I think that it should be relatively easy both to implement a price inflation cap and establish an out-of-pocket maximum for Part D beneficiaries (seniors).  Both sides of the aisle generally agree that these wouldn’t be disruptive operationally and would like to see industry pay for a greater percentage of the benefit.  However, both worry that insurers will raise premiums if the government shifts to much of the bill onto their collective backs.  Thus, I envision the government picking on the drug manufacturers when it comes to determining how much of the doughnut hole and catastrophic benefit reforms each entity picks up.  I also think that we should expect the government to demand greater levels of price transparency from insurers, pharmacy benefits managers and manufacturers. 

On the other hand, I don’t think we’ll witness the passage of anything that includes a reference pricing mechanism, direct negotiations between CMS and industry, or the addition of new entitlements (e.g. dental benefits).  These are very disruptive from an operational point of view and are likely to invite much more vociferous and widespread opposition. 

According an article by The Hill1, Mitch McConnell and selected republicans aren’t in favor of certain elements of the Senate bill, including the inflation cap.  While the article goes on to say that opponents equate such a cap to price setting, I think it’s important to note that such a cap already exists under Medicaid.  Thus, this argument represents little more than a straw man, in my opinion.  For now, it doesn’t appear that President Trump is twisting any arms in front of the election cycle (perhaps he’s sensitive to the fact that the impeachment trial is about to begin?).  However, I expect that as the groundswell of support grows amongst voters, we’ll see more jawboning and increasing Congressional support for a simplified proposal, and that we may truly be talking about passage in the Spring. 
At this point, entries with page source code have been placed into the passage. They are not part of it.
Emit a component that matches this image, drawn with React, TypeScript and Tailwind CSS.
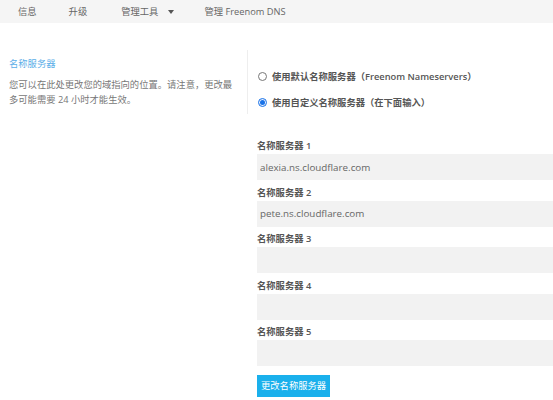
import React, { useState } from 'react';

const font = { fontFamily: '"Open Sans", "Noto Sans CJK SC", sans-serif' };

const NavItem: React.FC<{ label: string; caret?: boolean; className?: string }> = ({ label, caret, className }) => (
  <div className={`flex items-center gap-[10px] text-[#666] ${className ?? ''}`}>
    <span>{label}</span>
    {caret && (
      <svg width="6" height="4" viewBox="0 0 6 4" className="fill-[#555]">
        <path d="M0 0h6L3 4z" />
      </svg>
    )}
  </div>
);

const Radio: React.FC<{ checked: boolean; label: string; onClick: () => void }> = ({ checked, label, onClick }) => (
  <div className="flex items-center gap-[5px] cursor-pointer" onClick={onClick}>
    {checked ? (
      <div className="w-[9px] h-[9px] rounded-full border border-[#1a73e8] bg-[#e8f0fe] flex items-center justify-center">
        <div className="w-[5px] h-[5px] rounded-full bg-[#1a73e8]" />
      </div>
    ) : (
      <div className="w-[9px] h-[9px] rounded-full border border-[#777] bg-white" />
    )}
    <span className="font-semibold text-[#555]">{label}</span>
  </div>
);

const Field: React.FC<{ n: number; value: string }> = ({ n, value }) => (
  <div className="flex flex-col">
    <div className="h-[20.5px] flex items-end pb-[1px] font-semibold text-[#555]">名称服务器 {n}</div>
    <input
      defaultValue={value}
      className="h-[26px] w-full bg-[#f2f2f2] px-[3px] text-[9.8px] text-[#666] outline-none"
    />
  </div>
);

export default function App() {
  const [custom, setCustom] = useState(true);
  const servers = ['alexia.ns.cloudflare.com', 'pete.ns.cloudflare.com', '', '', ''];

  return (
    <div style={font} className="w-[553px] h-[400px] bg-white text-[9.3px] overflow-hidden">
      <div className="h-[23px] bg-[#f5f5f5] flex items-center pl-[18px]">
        <NavItem label="信息" />
        <NavItem label="升级" className="ml-[32px]" />
        <NavItem label="管理工具" caret className="ml-[34px]" />
        <NavItem label="管理 Freenom DNS" className="ml-[30px]" />
      </div>

      <div className="flex mt-[27px]">
        <div className="w-[247px] shrink-0 pl-[9px] pr-[8px] pt-[7px]">
          <div className="text-[#5aaee8] leading-[14px]">名称服务器</div>
          <p className="mt-[6px] text-[#777] leading-[15px]">
            您可以在此处更改您的域指向的位置。请注意，更改最多可能需要 24 小时才能生效。
          </p>
        </div>

        <div className="flex-1">
          <div className="h-[64px] border-l border-[#eee] pl-[10px] flex flex-col gap-[12px] pt-[20px]">
            <Radio
              checked={!custom}
              onClick={() => setCustom(false)}
              label="使用默认名称服务器（Freenom Nameservers）"
            />
            <Radio checked={custom} onClick={() => setCustom(true)} label="使用自定义名称服务器（在下面输入）" />
          </div>

          <div className="pl-[10px] mt-[19.5px] flex flex-col">
            {servers.map((s, i) => (
              <Field key={i} n={i + 1} value={s} />
            ))}
            <div className="mt-[9px]">
              <button className="h-[22px] px-[4px] bg-[#1ab0ec] text-white">更改名称服务器</button>
            </div>
          </div>
        </div>
      </div>
    </div>
  );
}
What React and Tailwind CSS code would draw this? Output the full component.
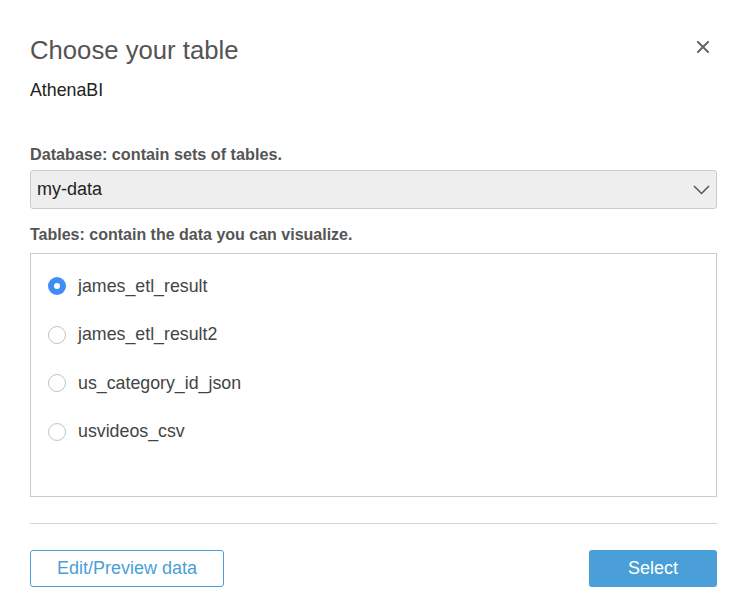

If we do get a new drug price reduction act, I don’t think we’ll see a big impact on productivity and access, broadly speaking.  Nor do I think we’ll see a big impact on access one way or another.  However, there could be pockets of pharmaceutical business that become less attractive as a result.  If a bill were to pass along the lines I’ve described above, high priced medicines for the elderly population become less attractive, all else equal.  Let’s take a simple example – a person being treated with a cancer medication beginning January 1st under the standard Part D benefit design.  Here’s the current construct: 

If this medicine costs $10,000 per month and is used for 10 months, the drug company receives $95,680.46 — $3,820 up to the doughnut hole (from the enrollee and plan), 30% of the gross costs up to $8,139.54 (split 25% enrollee and 5% plan), and 100% of everything thereafter (via enrollee, plan and Medicare). 

Under the Senate proposal, which still may change, this same medicine would provide the drug manufacturer only $80,620 – 100% of payments up to $3,100, then 80% of any payments made above this threshold.   

A lot obviously still depends on the final agreed-to split between manufacturers, plans and Medicare above the catastrophic threshold, as does the practical matter of whether a beneficiary is on other medications that count towards the out-of-pocket max.  Still, I think that the companies most affected by these changes would be those already selling oral cancer medications (pills), since those companies would be unable to change prices meaningfully in order to respond.  Injected/infused cancer medications are typically covered under Part B, which is a separate benefit.  Amongst multi-national branded biopharma companies, Pfizer probably has the most to lose, although there are some biotechnology companies that sell only oral cancer medicines.  In addition, any other drugs disproportionately used amongst the elderly would theoretically be affected, subject to pricing and the catastrophic threshold (e.g. certain antiviral medications and anticoagulants).